Report all lines from the entries below in which "index" appears.

_ _ _ _

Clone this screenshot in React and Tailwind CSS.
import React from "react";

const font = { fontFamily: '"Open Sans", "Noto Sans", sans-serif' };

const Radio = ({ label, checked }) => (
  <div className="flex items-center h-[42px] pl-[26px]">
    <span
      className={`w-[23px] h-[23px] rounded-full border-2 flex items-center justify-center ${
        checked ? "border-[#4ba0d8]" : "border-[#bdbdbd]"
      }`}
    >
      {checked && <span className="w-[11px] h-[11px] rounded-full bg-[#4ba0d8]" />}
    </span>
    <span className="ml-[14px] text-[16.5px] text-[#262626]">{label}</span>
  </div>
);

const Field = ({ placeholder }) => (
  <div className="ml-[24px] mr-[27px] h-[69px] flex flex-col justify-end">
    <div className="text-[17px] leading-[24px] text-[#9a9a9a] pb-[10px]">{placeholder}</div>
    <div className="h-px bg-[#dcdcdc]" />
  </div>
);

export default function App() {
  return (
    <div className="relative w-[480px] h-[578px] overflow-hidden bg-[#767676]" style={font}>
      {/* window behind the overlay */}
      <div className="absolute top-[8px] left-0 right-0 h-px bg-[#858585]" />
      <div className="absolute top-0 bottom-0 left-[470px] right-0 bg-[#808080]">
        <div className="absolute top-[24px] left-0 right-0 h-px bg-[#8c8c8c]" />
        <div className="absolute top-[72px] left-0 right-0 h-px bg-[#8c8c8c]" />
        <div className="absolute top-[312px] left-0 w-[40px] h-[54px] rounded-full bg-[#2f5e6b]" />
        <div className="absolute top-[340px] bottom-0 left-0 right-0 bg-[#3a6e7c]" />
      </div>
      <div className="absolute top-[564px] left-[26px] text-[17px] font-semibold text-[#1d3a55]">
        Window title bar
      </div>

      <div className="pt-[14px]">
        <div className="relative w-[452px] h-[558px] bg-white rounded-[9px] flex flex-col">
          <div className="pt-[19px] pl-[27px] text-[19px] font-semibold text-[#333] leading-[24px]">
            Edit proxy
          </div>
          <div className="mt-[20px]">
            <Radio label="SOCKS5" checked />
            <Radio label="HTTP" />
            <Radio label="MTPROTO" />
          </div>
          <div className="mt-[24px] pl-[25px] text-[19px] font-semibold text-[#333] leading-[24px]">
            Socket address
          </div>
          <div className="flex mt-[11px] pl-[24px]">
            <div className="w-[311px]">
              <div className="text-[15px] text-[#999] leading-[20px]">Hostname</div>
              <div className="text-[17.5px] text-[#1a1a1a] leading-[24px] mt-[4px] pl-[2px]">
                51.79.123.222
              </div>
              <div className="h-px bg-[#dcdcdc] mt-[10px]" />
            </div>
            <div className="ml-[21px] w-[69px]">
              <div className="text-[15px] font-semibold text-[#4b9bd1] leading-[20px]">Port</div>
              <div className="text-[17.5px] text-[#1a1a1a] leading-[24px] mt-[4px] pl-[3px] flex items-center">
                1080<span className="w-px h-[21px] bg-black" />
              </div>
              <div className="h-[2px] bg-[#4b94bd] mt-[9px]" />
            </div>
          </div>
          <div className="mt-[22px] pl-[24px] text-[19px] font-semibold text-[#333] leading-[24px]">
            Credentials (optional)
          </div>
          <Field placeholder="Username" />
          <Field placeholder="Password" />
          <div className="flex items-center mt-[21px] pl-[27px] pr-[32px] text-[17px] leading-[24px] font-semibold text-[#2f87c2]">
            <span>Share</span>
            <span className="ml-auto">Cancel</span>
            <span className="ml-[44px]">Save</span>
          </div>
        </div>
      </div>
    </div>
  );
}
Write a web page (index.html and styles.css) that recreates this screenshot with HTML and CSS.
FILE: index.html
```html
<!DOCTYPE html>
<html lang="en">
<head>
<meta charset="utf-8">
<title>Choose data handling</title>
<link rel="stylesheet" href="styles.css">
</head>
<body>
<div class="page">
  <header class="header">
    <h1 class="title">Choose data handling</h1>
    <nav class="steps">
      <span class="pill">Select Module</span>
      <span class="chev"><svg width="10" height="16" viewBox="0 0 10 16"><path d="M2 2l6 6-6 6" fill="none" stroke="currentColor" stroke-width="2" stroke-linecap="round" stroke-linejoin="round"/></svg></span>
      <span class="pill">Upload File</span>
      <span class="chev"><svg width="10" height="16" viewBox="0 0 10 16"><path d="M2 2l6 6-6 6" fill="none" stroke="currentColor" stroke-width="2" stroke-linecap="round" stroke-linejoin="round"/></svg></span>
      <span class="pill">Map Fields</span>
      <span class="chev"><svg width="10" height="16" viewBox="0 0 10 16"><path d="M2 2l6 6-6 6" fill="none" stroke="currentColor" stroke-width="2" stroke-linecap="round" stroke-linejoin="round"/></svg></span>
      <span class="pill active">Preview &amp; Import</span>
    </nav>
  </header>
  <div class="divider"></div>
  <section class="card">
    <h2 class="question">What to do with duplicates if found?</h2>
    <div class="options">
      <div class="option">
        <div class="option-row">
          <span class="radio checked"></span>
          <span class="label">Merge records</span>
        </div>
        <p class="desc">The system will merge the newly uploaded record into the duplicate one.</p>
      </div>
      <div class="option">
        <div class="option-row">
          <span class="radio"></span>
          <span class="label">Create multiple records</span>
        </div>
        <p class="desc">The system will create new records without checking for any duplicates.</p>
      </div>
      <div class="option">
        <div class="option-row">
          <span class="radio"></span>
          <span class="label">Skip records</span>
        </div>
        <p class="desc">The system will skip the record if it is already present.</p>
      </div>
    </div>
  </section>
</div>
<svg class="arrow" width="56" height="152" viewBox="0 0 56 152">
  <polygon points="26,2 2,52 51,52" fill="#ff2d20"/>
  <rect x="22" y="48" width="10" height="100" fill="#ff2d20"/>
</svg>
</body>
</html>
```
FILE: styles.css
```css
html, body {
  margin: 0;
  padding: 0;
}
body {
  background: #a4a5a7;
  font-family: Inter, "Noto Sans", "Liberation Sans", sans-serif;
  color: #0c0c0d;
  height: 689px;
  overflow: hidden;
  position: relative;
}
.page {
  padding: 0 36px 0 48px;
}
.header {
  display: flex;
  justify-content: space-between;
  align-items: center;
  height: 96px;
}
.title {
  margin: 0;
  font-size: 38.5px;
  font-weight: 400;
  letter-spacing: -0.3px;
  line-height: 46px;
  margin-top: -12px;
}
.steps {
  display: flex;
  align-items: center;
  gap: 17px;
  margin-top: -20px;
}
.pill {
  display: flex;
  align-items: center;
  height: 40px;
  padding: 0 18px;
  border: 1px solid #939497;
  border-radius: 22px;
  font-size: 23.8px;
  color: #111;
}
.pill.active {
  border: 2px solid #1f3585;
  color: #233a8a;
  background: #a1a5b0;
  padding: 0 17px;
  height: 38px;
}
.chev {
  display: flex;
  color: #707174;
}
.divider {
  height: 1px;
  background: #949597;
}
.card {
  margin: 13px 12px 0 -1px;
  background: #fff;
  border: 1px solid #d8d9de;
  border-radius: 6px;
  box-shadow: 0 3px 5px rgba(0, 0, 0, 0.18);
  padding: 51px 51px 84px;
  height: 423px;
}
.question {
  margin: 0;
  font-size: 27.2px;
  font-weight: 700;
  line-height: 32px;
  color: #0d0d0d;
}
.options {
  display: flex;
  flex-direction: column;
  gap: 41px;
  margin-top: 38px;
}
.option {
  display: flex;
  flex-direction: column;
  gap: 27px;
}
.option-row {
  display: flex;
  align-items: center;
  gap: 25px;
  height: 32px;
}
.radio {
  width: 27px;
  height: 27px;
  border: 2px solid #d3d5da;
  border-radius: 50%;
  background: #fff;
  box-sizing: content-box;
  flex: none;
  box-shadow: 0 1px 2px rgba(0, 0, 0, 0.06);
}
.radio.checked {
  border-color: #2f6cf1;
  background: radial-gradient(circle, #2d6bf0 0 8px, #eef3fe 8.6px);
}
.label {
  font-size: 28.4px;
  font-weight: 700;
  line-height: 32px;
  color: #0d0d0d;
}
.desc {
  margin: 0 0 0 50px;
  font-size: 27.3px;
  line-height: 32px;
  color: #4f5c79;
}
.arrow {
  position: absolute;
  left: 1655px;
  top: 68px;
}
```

_ _ _ _

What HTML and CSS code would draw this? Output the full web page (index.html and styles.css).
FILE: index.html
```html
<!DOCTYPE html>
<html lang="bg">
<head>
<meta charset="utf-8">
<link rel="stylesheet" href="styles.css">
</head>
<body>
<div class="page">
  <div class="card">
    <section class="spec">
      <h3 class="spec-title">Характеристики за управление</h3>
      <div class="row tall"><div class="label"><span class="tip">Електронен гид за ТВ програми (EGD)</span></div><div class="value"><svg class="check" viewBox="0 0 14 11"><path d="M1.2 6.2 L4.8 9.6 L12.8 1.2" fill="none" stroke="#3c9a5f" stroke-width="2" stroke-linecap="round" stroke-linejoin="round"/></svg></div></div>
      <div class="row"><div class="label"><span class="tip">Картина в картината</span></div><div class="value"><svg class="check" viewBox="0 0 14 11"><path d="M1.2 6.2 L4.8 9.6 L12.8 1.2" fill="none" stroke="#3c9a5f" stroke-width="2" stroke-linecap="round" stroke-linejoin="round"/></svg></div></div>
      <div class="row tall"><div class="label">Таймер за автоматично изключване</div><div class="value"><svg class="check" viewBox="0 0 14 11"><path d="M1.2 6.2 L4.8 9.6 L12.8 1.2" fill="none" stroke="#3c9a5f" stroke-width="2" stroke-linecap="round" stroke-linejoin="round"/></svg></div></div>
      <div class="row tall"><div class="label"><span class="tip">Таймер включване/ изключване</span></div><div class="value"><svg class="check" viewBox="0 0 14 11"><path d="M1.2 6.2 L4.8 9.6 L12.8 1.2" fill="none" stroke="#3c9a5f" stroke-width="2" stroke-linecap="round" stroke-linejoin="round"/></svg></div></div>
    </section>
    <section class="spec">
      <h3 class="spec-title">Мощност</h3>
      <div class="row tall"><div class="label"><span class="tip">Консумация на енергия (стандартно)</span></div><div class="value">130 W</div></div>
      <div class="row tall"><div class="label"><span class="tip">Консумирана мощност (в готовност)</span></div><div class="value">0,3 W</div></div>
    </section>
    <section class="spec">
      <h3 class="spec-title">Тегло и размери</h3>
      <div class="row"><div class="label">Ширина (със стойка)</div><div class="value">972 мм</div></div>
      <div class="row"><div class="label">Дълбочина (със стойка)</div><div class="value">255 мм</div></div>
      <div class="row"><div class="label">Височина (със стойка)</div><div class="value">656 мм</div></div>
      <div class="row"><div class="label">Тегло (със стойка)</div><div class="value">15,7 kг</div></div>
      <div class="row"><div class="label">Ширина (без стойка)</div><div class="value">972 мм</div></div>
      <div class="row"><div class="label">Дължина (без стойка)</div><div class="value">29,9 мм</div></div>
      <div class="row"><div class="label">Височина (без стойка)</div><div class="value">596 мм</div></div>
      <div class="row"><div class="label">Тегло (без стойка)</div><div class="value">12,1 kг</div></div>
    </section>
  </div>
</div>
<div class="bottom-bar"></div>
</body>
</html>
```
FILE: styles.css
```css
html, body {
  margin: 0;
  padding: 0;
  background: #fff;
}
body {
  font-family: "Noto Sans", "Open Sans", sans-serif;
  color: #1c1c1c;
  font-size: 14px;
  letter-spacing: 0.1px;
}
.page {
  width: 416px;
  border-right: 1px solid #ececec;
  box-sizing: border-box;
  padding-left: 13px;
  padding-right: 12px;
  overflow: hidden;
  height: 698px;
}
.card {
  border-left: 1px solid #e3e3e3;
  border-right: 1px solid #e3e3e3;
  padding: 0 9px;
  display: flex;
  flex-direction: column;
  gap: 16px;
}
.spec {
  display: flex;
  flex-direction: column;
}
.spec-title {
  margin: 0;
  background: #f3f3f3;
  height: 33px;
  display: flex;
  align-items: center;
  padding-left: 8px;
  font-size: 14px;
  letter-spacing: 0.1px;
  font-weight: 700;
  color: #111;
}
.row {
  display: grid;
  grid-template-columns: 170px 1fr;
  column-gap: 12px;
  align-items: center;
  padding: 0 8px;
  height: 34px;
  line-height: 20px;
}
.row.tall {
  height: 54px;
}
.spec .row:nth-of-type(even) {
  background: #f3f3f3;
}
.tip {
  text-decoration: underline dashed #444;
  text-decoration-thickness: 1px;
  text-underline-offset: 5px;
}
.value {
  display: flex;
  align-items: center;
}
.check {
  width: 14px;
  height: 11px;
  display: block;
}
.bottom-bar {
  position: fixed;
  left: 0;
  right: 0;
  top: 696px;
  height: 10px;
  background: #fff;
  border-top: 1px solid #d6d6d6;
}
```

_ _ _ _

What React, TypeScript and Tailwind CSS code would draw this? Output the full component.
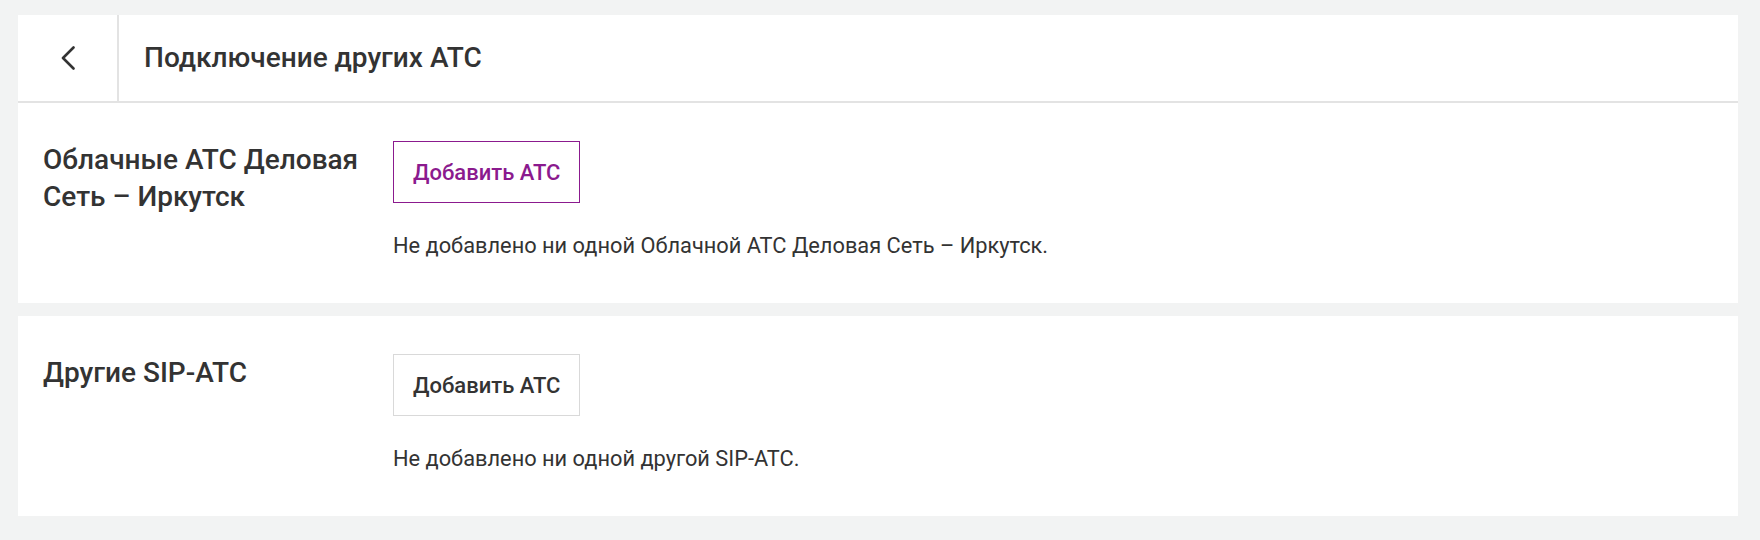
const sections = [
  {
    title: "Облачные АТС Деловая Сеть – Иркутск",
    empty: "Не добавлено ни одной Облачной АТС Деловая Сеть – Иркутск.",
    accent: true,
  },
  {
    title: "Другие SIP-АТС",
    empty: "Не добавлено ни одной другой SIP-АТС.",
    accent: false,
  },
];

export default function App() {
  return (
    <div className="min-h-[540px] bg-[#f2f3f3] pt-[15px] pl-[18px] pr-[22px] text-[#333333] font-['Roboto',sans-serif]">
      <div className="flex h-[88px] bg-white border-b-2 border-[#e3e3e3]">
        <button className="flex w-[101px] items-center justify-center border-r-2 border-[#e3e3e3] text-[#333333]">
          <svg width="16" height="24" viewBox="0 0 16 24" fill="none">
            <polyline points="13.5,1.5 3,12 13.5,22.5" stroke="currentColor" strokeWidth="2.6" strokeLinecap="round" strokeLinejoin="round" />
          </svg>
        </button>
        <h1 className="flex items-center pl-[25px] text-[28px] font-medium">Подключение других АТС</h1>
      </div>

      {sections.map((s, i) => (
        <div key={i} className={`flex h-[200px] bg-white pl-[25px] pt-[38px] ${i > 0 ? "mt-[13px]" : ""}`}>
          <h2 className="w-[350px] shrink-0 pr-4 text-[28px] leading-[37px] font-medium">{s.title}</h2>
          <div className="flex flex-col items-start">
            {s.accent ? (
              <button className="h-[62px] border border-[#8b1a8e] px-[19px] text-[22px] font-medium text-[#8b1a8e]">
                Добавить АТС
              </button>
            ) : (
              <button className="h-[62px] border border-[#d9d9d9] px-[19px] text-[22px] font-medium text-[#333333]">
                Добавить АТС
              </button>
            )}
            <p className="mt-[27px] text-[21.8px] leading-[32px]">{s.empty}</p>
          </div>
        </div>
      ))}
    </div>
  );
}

_ _ _ _

__Output for this exercise__
Write a web page (index.html and styles.css) that recreates this screenshot with HTML and CSS.
FILE: index.html
What HTML and CSS code would draw this? Output the full web page (index.html and styles.css).
FILE: index.html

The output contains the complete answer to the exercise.